Here's the four of them:

 

I used abrasive to shape the curved tapered form of the feet, and then polished them up on my granite surface plate with a sheet of 400 grit 'L.U' sandpaper. The underside of the feet needed a slight clean up with a chisel between the tenons:
 

So that was pretty much it for the fabrication stage - I now had a tidy pile of bits which need to be combined together:


First up, I fitted the grill and the top and bottom pieces to the uprights. Then I could complete 'the cage' by placing the last two uprights into position:


The piece is on its side in the above photo.

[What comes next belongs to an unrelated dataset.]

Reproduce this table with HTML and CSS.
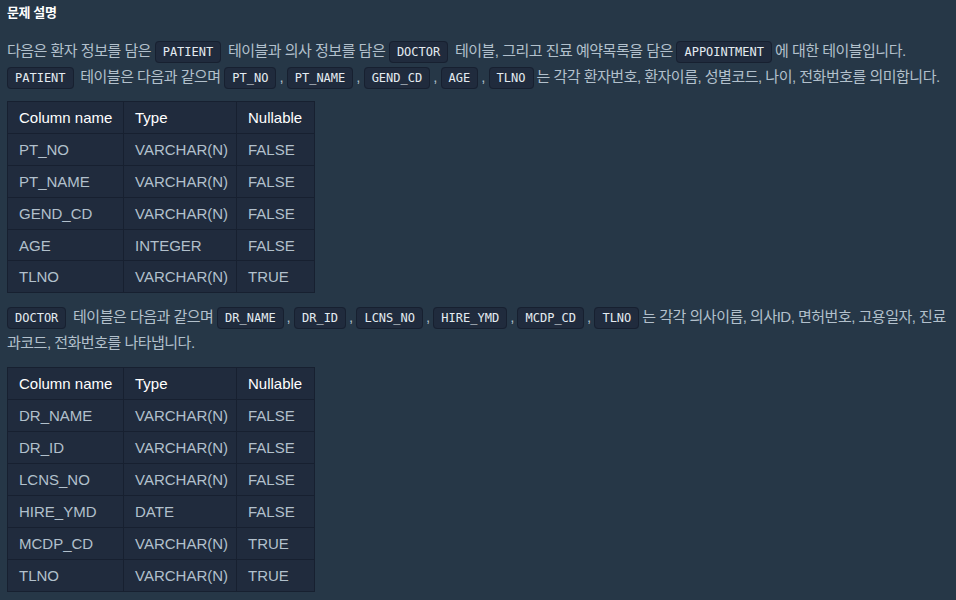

Here's on the the uprights, the posts if you like, tapped down into place - this is a joinery idea I had which could combine the twin half-dovetailed tenons with the mitered breadboard end:


Once the posts were all knocked into place, I checked that things were squared up and then started putting some wedges in. There's no glue in this piece, it's all joinery. I fitted four wedges into the outer quintuple through tenons, the mortises having already been internally tapered to accommodate the wedges:


Fully down:


I trimmed the wedges off and left the tenons proud. Onto the breadboard ends - I tapped them down with a piece of wood to protect the surface:


A look from the inside as the end piece is started on getting tapped down:


Almost there:


I thought I had a final picture for that corner, but instead all I seem to have on my camera are pictures from the Black Cherry end - they're all identical so it's the same deal. The breadboard end tucks under the outside face of the post:


I had configured the miter on the end piece to run right to the corner of the post.

A look at the other end:


With the breadboard ends seated, I drive a couple of 1/4" wedges into the central tenon:


The central tenon and its wedges was then trimmed flush.

Onto the 'ladder', a grill serving as a shelf in this piece. There were four through tenons - soffit tenons - each to receive a pair of wedges on each side of the piece:


I then trimmed them all flush:


Well, that's enough pics for one day. Tomorrow I'll be back with the concluding post showing the remainder of the assembly. I hope you'll return to see how it all went. I must say assembly is indeed a relaxing affair when there is no glue involved.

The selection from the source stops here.